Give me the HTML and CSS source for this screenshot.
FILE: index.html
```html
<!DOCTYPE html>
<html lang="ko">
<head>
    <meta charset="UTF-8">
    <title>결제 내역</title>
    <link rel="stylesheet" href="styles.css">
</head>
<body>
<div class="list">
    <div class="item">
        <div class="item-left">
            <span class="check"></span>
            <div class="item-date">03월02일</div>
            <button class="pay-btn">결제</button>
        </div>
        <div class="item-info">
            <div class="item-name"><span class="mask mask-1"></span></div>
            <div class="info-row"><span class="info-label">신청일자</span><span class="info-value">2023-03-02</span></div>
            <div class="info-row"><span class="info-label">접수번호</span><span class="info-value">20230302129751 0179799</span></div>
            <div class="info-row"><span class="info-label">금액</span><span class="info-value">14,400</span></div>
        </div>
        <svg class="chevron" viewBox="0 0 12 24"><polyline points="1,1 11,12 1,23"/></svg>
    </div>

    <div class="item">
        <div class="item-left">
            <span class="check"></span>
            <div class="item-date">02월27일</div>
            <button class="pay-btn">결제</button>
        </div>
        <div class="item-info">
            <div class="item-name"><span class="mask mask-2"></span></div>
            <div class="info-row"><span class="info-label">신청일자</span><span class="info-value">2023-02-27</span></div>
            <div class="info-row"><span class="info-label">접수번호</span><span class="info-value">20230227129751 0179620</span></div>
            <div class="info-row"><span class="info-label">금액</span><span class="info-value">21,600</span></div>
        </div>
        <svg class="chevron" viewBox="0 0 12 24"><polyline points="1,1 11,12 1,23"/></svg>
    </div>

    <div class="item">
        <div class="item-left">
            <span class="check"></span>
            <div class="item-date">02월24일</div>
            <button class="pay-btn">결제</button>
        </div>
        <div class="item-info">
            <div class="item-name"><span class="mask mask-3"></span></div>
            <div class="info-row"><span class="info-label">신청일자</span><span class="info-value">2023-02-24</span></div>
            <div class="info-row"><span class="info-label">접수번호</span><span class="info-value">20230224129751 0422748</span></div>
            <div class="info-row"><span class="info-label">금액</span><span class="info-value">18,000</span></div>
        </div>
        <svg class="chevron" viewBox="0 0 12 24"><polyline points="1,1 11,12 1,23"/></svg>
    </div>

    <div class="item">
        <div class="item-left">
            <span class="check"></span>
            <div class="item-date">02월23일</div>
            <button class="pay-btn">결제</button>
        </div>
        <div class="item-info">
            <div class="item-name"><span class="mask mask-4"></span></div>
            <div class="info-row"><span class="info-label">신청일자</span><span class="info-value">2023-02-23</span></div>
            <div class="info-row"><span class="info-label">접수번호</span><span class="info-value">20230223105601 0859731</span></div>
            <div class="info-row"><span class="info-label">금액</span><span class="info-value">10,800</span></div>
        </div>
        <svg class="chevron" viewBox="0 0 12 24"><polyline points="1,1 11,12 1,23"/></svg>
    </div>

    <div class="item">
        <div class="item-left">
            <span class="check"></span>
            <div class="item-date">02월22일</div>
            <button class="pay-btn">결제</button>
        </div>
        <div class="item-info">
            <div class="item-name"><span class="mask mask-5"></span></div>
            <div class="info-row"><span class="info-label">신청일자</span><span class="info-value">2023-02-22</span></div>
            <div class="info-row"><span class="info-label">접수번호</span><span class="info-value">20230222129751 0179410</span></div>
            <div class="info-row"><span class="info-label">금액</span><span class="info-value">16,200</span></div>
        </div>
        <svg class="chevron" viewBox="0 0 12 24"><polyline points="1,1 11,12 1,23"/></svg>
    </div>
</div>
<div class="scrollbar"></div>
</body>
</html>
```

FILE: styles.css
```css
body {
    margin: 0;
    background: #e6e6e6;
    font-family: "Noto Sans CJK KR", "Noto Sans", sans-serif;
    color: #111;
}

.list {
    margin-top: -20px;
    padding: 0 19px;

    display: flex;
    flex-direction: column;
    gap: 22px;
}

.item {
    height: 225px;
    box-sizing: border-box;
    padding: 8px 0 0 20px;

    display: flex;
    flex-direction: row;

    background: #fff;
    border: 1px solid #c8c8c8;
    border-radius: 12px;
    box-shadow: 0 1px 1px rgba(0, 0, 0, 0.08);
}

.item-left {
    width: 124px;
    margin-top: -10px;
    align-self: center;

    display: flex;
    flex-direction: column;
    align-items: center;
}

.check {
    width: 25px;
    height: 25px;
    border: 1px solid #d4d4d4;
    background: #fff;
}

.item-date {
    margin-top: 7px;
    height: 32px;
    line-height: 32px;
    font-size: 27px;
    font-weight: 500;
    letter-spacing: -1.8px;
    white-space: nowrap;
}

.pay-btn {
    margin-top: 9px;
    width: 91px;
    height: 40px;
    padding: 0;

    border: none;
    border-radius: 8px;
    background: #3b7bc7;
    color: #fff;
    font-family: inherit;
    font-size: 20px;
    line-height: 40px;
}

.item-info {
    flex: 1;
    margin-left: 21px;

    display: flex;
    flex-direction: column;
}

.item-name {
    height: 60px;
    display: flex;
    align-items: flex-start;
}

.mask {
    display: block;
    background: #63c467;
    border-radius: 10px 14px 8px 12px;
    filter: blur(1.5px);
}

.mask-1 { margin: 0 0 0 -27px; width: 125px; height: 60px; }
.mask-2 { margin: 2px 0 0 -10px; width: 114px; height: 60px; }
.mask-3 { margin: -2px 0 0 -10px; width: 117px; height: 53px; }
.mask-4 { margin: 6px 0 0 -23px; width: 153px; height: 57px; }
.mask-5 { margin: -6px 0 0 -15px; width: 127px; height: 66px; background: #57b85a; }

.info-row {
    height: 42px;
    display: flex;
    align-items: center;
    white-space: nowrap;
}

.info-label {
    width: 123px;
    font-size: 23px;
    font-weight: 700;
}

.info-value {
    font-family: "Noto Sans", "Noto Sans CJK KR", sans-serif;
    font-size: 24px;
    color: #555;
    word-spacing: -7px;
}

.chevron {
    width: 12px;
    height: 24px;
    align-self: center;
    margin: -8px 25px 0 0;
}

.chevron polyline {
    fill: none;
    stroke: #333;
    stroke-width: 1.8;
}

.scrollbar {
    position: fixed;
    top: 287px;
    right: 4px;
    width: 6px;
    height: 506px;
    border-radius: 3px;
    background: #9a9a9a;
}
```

...

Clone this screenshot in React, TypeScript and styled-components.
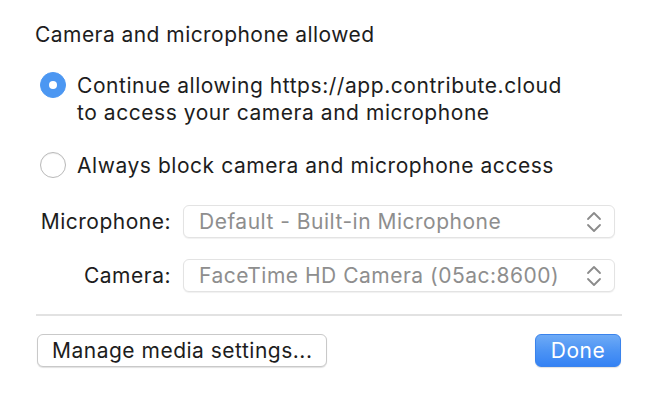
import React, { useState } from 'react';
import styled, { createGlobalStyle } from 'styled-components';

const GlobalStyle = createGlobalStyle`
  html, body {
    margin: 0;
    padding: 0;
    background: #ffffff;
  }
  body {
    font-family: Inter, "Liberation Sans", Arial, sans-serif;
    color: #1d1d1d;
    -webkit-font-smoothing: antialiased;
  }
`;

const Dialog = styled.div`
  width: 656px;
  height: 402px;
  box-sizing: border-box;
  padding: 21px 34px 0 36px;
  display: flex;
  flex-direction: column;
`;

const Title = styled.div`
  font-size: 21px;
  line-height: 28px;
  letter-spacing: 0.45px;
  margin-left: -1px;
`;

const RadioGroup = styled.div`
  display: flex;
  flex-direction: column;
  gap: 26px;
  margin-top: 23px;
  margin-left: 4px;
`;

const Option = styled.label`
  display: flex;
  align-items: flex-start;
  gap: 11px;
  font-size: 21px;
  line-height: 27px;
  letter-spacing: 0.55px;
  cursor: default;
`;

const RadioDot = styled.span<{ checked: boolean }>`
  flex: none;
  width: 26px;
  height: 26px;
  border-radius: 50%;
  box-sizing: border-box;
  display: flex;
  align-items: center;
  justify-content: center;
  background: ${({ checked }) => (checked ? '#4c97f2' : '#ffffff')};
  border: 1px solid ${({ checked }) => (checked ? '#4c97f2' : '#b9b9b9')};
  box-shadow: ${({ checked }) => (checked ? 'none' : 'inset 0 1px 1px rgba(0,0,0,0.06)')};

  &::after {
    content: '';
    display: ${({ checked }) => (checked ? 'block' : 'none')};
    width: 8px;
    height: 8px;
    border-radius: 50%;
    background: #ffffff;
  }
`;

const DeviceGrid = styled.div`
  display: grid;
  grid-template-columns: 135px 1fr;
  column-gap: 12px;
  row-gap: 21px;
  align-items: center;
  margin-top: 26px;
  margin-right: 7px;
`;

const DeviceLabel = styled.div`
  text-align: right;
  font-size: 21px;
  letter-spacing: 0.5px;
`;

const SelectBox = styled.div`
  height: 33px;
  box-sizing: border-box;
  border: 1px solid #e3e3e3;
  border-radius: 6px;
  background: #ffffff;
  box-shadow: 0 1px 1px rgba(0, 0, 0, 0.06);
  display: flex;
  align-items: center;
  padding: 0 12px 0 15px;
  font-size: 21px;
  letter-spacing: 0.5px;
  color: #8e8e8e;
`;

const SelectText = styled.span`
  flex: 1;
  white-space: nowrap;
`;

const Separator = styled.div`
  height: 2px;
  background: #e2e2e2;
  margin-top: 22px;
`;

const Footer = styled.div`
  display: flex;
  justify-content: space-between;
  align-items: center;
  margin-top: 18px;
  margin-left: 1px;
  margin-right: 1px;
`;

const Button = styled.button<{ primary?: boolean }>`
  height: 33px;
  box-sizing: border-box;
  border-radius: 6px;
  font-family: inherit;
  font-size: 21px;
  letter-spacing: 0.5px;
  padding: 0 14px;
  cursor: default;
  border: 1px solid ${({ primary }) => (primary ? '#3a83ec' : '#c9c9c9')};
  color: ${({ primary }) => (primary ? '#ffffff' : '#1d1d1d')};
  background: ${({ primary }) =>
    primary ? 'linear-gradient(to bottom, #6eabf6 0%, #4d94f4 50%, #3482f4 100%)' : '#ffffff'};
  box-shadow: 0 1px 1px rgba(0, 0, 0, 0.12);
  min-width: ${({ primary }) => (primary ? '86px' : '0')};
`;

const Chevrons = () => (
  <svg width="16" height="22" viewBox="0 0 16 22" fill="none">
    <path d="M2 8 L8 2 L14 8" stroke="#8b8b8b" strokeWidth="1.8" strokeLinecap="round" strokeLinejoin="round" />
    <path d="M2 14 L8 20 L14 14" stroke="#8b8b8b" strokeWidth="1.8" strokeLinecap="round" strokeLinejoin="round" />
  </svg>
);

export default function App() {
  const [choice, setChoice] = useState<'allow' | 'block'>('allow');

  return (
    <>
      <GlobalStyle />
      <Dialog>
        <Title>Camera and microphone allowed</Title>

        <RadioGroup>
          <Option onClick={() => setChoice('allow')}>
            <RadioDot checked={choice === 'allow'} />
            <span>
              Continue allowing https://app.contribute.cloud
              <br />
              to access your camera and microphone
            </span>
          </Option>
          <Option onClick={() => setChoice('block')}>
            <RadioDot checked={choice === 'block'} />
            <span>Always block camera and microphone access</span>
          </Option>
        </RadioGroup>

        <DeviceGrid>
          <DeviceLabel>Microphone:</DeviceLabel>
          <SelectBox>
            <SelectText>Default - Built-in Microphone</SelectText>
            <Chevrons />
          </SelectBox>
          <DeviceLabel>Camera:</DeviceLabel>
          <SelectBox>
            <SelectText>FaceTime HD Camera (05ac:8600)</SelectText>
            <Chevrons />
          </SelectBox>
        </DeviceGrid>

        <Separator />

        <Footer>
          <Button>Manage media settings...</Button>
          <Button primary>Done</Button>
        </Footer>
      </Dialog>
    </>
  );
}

---

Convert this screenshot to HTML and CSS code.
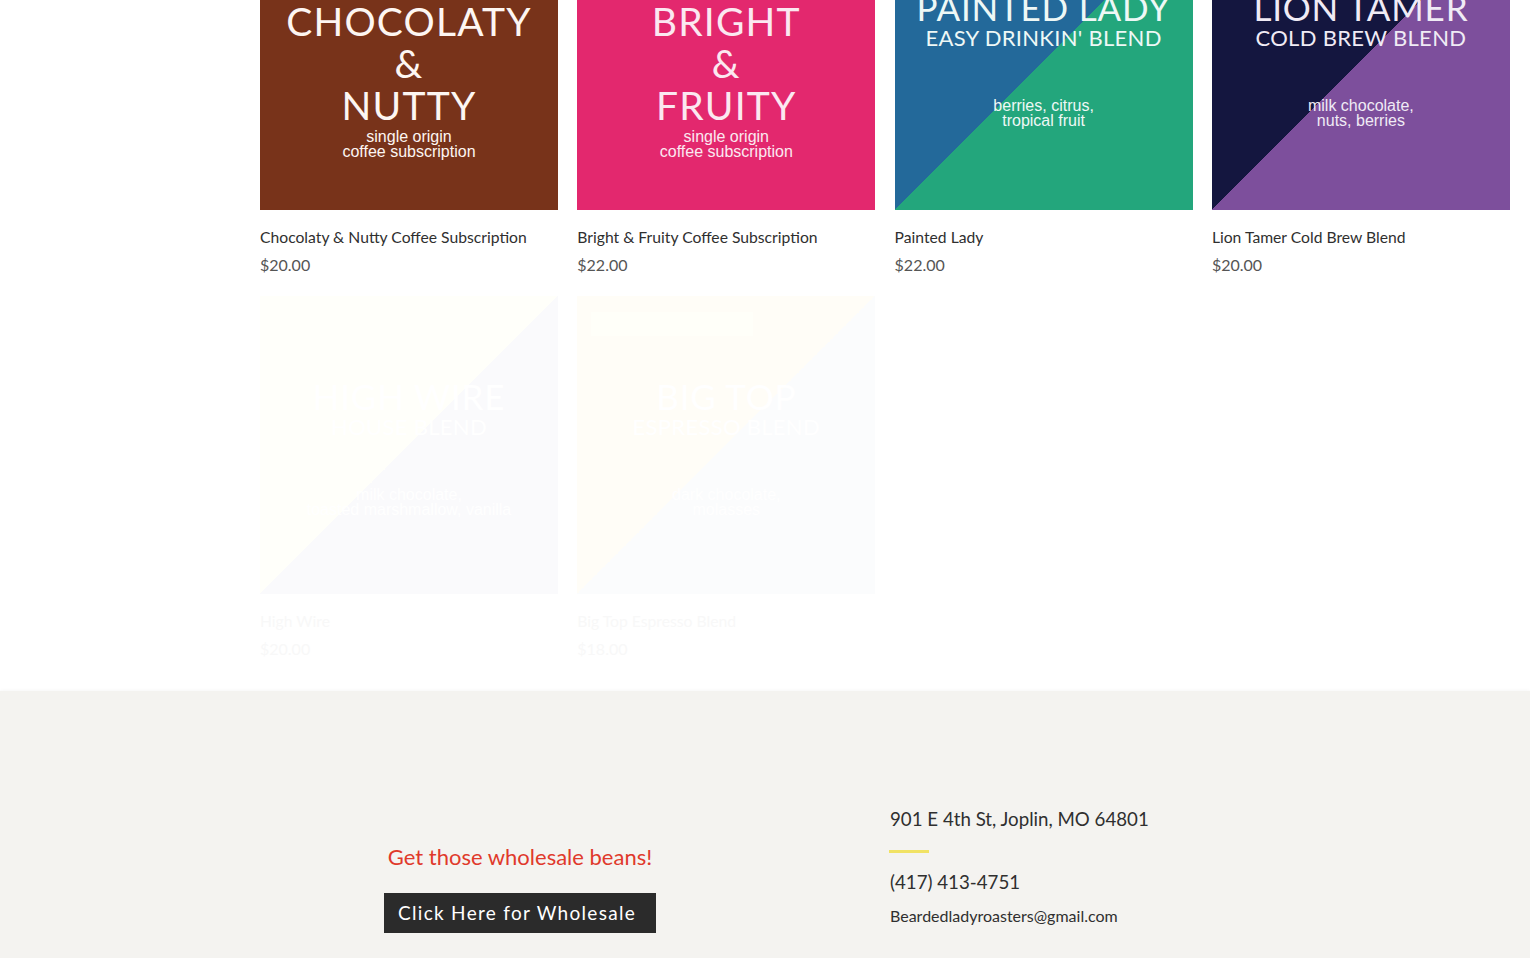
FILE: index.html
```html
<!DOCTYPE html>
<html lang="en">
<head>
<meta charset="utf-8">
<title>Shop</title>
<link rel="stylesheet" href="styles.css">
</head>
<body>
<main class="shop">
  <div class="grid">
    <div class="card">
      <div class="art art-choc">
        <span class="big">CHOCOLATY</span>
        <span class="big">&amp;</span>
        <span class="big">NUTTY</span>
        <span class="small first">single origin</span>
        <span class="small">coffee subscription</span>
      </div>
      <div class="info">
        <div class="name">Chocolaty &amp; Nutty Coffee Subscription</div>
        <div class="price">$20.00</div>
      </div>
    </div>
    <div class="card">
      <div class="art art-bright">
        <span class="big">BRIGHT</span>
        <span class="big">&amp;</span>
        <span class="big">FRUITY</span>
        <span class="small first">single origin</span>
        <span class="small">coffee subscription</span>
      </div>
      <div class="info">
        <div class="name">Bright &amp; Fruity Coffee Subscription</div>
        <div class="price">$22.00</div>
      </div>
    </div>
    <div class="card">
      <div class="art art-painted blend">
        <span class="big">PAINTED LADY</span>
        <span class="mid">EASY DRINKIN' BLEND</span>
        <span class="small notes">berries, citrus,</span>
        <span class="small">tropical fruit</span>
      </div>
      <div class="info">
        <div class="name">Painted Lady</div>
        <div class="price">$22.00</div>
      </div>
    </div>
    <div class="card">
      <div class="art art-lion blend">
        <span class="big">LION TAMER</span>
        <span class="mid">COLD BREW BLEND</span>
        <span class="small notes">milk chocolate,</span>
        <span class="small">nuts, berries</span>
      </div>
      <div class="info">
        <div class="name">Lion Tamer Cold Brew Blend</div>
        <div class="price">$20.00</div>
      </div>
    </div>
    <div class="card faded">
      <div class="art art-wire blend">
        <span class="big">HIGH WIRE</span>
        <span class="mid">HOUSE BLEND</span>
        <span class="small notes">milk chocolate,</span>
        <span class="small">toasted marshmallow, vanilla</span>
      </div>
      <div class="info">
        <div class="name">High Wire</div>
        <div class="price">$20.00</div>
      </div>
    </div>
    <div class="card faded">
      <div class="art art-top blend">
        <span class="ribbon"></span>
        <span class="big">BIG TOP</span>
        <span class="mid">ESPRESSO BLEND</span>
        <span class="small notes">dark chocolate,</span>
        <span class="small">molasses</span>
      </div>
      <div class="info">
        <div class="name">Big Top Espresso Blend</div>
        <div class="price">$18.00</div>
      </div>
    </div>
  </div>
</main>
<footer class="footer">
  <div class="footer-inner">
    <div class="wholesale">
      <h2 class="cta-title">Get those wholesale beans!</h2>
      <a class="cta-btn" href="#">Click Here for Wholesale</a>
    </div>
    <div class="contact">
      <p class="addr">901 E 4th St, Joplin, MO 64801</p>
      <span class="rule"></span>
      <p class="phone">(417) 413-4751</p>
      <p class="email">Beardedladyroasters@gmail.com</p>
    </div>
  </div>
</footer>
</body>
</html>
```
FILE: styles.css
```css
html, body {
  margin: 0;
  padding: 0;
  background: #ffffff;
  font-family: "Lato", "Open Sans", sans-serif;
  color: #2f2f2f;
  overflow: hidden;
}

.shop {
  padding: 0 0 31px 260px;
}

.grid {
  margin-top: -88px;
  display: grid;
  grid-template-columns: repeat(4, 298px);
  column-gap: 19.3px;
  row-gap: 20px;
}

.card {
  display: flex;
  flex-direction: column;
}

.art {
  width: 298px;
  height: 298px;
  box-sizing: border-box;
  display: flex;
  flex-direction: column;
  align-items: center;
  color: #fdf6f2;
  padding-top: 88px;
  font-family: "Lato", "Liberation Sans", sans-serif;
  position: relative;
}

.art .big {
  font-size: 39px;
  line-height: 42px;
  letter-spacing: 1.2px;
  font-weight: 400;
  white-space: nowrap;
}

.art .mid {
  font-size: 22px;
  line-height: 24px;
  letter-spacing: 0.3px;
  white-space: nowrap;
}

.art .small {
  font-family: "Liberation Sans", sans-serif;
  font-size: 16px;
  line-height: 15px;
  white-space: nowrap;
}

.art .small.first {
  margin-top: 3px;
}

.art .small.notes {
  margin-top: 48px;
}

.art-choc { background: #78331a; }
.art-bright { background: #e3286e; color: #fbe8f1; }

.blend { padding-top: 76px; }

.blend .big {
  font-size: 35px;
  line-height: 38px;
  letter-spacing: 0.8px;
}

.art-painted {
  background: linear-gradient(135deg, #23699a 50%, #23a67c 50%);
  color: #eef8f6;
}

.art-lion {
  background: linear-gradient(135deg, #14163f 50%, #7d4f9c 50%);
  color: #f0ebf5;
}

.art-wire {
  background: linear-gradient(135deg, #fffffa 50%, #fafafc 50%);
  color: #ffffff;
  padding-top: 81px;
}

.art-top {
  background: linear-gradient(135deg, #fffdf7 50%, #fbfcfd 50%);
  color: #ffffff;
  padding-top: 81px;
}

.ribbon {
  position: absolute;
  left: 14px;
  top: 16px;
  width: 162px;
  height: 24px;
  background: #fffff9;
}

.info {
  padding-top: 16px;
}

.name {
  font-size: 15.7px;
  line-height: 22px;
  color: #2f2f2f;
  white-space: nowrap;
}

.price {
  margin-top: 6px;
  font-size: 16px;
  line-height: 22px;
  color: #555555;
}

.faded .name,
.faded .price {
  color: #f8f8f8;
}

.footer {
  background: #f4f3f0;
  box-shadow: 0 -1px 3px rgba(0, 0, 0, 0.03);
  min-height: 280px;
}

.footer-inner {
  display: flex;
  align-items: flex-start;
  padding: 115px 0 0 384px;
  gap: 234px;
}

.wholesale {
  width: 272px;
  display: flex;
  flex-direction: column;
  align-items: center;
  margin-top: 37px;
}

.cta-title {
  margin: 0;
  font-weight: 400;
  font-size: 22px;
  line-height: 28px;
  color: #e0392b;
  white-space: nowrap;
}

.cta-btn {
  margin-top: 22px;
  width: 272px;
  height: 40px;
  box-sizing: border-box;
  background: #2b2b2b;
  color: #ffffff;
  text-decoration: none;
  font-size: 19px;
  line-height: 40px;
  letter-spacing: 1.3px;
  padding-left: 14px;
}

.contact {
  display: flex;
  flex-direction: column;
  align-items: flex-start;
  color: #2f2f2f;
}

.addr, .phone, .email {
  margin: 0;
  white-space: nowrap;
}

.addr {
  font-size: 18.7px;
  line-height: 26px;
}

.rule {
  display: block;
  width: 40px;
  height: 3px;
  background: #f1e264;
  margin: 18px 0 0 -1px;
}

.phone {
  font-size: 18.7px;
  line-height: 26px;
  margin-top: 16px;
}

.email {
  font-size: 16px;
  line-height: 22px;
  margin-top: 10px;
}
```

Exercise -
Report each line of the material above where the word "React" appears.

Response to the task -
Clone this screenshot in React, TypeScript and styled-components.
import React, { useState } from 'react';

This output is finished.